▶ [Stated exercise]:
Reproduce every line of the listing as written, apart from the pictures.

▶ [Data segment]:
::::
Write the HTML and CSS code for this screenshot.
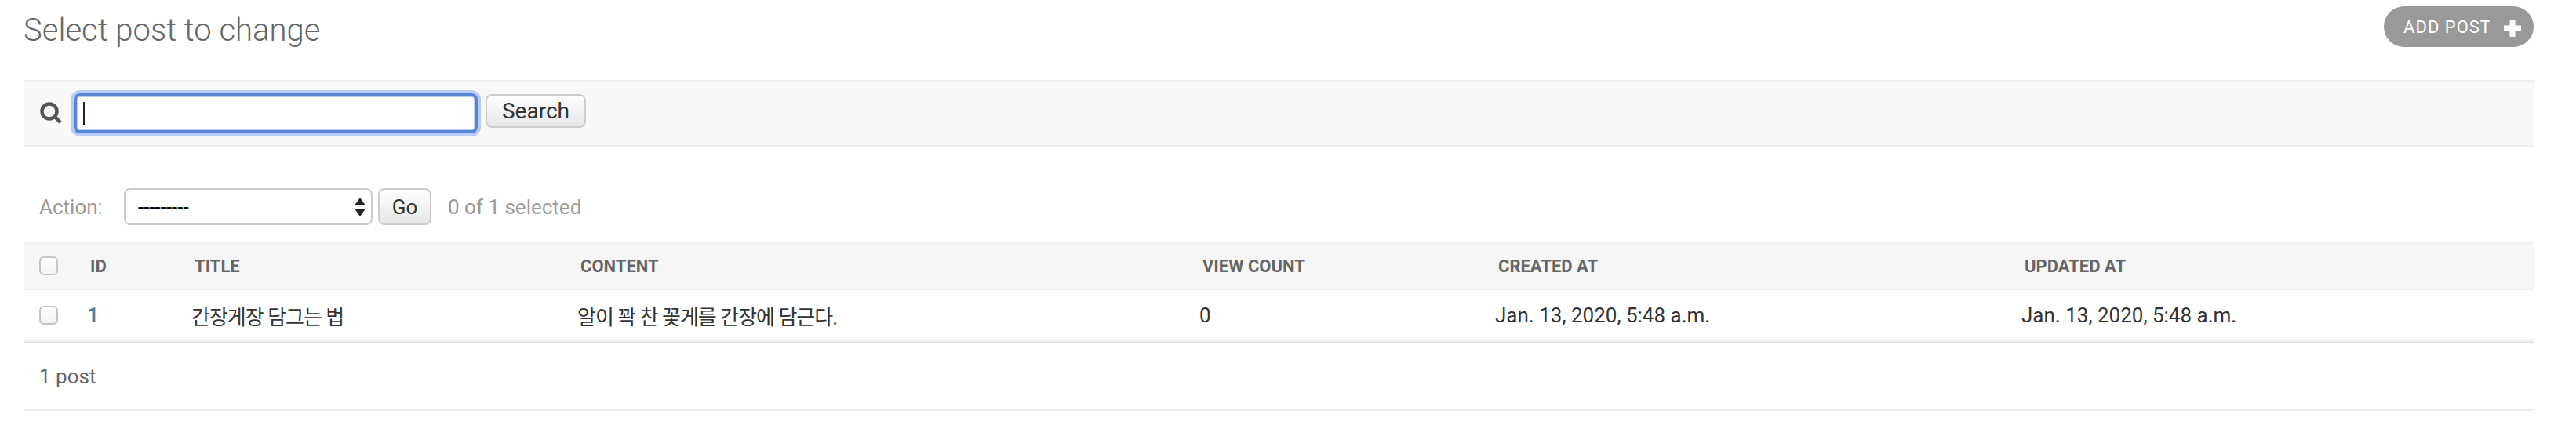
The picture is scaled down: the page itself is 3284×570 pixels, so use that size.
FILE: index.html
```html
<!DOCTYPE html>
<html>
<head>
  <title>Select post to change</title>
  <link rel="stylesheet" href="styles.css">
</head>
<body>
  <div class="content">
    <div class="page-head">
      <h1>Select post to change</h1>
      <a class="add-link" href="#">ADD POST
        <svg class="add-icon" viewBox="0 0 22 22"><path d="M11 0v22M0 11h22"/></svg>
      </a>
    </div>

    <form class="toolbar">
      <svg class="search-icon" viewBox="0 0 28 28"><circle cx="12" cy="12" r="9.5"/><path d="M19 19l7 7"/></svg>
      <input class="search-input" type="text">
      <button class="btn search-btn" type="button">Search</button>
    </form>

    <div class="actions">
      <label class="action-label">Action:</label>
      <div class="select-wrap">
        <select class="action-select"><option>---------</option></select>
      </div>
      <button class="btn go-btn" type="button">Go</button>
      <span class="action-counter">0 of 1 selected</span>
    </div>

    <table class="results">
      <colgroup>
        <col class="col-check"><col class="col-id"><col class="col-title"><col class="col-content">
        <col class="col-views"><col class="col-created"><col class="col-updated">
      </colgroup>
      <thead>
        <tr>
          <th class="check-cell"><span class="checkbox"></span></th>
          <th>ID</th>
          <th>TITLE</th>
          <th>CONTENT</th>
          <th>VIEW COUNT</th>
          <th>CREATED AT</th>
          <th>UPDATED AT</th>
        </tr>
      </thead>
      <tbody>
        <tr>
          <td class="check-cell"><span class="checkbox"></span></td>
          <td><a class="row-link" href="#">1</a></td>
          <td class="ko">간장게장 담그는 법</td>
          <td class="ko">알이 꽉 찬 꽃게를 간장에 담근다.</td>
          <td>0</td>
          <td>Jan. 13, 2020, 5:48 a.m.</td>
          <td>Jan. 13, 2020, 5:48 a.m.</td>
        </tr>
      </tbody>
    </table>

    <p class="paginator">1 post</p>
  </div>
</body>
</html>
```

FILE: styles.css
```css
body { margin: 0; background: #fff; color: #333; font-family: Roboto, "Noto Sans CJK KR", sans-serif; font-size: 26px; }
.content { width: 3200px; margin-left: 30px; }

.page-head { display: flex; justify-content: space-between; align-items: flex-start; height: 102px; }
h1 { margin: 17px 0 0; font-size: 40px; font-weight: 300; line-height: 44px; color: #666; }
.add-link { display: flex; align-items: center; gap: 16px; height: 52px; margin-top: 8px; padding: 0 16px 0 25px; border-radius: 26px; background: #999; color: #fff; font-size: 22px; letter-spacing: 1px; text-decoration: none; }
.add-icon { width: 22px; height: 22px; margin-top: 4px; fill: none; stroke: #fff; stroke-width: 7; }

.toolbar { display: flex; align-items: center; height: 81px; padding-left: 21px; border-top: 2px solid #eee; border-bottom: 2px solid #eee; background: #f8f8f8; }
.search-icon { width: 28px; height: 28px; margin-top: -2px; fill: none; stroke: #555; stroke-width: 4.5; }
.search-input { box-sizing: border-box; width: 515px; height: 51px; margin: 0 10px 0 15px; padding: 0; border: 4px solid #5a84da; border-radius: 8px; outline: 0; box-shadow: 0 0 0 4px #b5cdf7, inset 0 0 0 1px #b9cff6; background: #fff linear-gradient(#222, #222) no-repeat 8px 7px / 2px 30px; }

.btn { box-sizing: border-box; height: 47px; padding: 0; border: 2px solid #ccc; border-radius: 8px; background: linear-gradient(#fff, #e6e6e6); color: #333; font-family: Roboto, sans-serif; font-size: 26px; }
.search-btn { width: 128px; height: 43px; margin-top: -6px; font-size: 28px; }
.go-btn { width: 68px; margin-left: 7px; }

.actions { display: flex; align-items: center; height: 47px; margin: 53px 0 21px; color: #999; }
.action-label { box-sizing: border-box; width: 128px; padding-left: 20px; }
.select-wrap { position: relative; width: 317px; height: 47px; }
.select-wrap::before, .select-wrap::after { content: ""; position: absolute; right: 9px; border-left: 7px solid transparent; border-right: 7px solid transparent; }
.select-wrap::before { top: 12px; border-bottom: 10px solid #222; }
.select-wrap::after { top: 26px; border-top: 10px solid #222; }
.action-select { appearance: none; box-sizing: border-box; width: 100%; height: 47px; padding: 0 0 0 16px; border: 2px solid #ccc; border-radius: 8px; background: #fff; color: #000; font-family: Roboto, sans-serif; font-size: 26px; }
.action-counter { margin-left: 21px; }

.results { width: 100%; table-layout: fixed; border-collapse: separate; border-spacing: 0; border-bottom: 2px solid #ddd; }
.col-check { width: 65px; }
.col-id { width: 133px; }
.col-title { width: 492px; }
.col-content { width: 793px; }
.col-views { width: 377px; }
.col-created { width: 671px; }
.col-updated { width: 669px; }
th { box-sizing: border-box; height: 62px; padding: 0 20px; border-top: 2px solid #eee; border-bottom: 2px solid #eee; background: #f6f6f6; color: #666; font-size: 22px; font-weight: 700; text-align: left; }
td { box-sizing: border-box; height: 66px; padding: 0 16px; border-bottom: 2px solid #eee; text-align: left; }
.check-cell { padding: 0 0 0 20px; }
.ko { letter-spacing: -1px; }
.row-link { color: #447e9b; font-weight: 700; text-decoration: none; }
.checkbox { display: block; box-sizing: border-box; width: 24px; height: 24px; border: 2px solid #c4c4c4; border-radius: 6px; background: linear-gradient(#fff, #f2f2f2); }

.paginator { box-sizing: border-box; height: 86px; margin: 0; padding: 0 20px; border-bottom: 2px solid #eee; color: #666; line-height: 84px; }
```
::::
▶ [Task response]:
Write the HTML and CSS code for this screenshot.
The picture is scaled down: the page itself is 3284×570 pixels, so use that size.
FILE: index.html
```html
<!DOCTYPE html>
<html>
<head>
  <title>Select post to change</title>
  <link rel="stylesheet" href="styles.css">
</head>
<body>
  <div class="content">
    <div class="page-head">
      <h1>Select post to change</h1>
      <a class="add-link" href="#">ADD POST
        <svg class="add-icon" viewBox="0 0 22 22"><path d="M11 0v22M0 11h22"/></svg>
      </a>
    </div>

    <form class="toolbar">
      <svg class="search-icon" viewBox="0 0 28 28"><circle cx="12" cy="12" r="9.5"/><path d="M19 19l7 7"/></svg>
      <input class="search-input" type="text">
      <button class="btn search-btn" type="button">Search</button>
    </form>

    <div class="actions">
      <label class="action-label">Action:</label>
      <div class="select-wrap">
        <select class="action-select"><option>---------</option></select>
      </div>
      <button class="btn go-btn" type="button">Go</button>
      <span class="action-counter">0 of 1 selected</span>
    </div>

    <table class="results">
      <colgroup>
        <col class="col-check"><col class="col-id"><col class="col-title"><col class="col-content">
        <col class="col-views"><col class="col-created"><col class="col-updated">
      </colgroup>
      <thead>
        <tr>
          <th class="check-cell"><span class="checkbox"></span></th>
          <th>ID</th>
          <th>TITLE</th>
          <th>CONTENT</th>
          <th>VIEW COUNT</th>
          <th>CREATED AT</th>
          <th>UPDATED AT</th>
        </tr>
      </thead>
      <tbody>
        <tr>
          <td class="check-cell"><span class="checkbox"></span></td>
          <td><a class="row-link" href="#">1</a></td>
          <td class="ko">간장게장 담그는 법</td>
          <td class="ko">알이 꽉 찬 꽃게를 간장에 담근다.</td>
          <td>0</td>
          <td>Jan. 13, 2020, 5:48 a.m.</td>
          <td>Jan. 13, 2020, 5:48 a.m.</td>
        </tr>
      </tbody>
    </table>

    <p class="paginator">1 post</p>
  </div>
</body>
</html>
```

FILE: styles.css
```css
body { margin: 0; background: #fff; color: #333; font-family: Roboto, "Noto Sans CJK KR", sans-serif; font-size: 26px; }
.content { width: 3200px; margin-left: 30px; }

.page-head { display: flex; justify-content: space-between; align-items: flex-start; height: 102px; }
h1 { margin: 17px 0 0; font-size: 40px; font-weight: 300; line-height: 44px; color: #666; }
.add-link { display: flex; align-items: center; gap: 16px; height: 52px; margin-top: 8px; padding: 0 16px 0 25px; border-radius: 26px; background: #999; color: #fff; font-size: 22px; letter-spacing: 1px; text-decoration: none; }
.add-icon { width: 22px; height: 22px; margin-top: 4px; fill: none; stroke: #fff; stroke-width: 7; }

.toolbar { display: flex; align-items: center; height: 81px; padding-left: 21px; border-top: 2px solid #eee; border-bottom: 2px solid #eee; background: #f8f8f8; }
.search-icon { width: 28px; height: 28px; margin-top: -2px; fill: none; stroke: #555; stroke-width: 4.5; }
.search-input { box-sizing: border-box; width: 515px; height: 51px; margin: 0 10px 0 15px; padding: 0; border: 4px solid #5a84da; border-radius: 8px; outline: 0; box-shadow: 0 0 0 4px #b5cdf7, inset 0 0 0 1px #b9cff6; background: #fff linear-gradient(#222, #222) no-repeat 8px 7px / 2px 30px; }

.btn { box-sizing: border-box; height: 47px; padding: 0; border: 2px solid #ccc; border-radius: 8px; background: linear-gradient(#fff, #e6e6e6); color: #333; font-family: Roboto, sans-serif; font-size: 26px; }
.search-btn { width: 128px; height: 43px; margin-top: -6px; font-size: 28px; }
.go-btn { width: 68px; margin-left: 7px; }

.actions { display: flex; align-items: center; height: 47px; margin: 53px 0 21px; color: #999; }
.action-label { box-sizing: border-box; width: 128px; padding-left: 20px; }
.select-wrap { position: relative; width: 317px; height: 47px; }
.select-wrap::before, .select-wrap::after { content: ""; position: absolute; right: 9px; border-left: 7px solid transparent; border-right: 7px solid transparent; }
.select-wrap::before { top: 12px; border-bottom: 10px solid #222; }
.select-wrap::after { top: 26px; border-top: 10px solid #222; }
.action-select { appearance: none; box-sizing: border-box; width: 100%; height: 47px; padding: 0 0 0 16px; border: 2px solid #ccc; border-radius: 8px; background: #fff; color: #000; font-family: Roboto, sans-serif; font-size: 26px; }
.action-counter { margin-left: 21px; }

.results { width: 100%; table-layout: fixed; border-collapse: separate; border-spacing: 0; border-bottom: 2px solid #ddd; }
.col-check { width: 65px; }
.col-id { width: 133px; }
.col-title { width: 492px; }
.col-content { width: 793px; }
.col-views { width: 377px; }
.col-created { width: 671px; }
.col-updated { width: 669px; }
th { box-sizing: border-box; height: 62px; padding: 0 20px; border-top: 2px solid #eee; border-bottom: 2px solid #eee; background: #f6f6f6; color: #666; font-size: 22px; font-weight: 700; text-align: left; }
td { box-sizing: border-box; height: 66px; padding: 0 16px; border-bottom: 2px solid #eee; text-align: left; }
.check-cell { padding: 0 0 0 20px; }
.ko { letter-spacing: -1px; }
.row-link { color: #447e9b; font-weight: 700; text-decoration: none; }
.checkbox { display: block; box-sizing: border-box; width: 24px; height: 24px; border: 2px solid #c4c4c4; border-radius: 6px; background: linear-gradient(#fff, #f2f2f2); }

.paginator { box-sizing: border-box; height: 86px; margin: 0; padding: 0 20px; border-bottom: 2px solid #eee; color: #666; line-height: 84px; }
```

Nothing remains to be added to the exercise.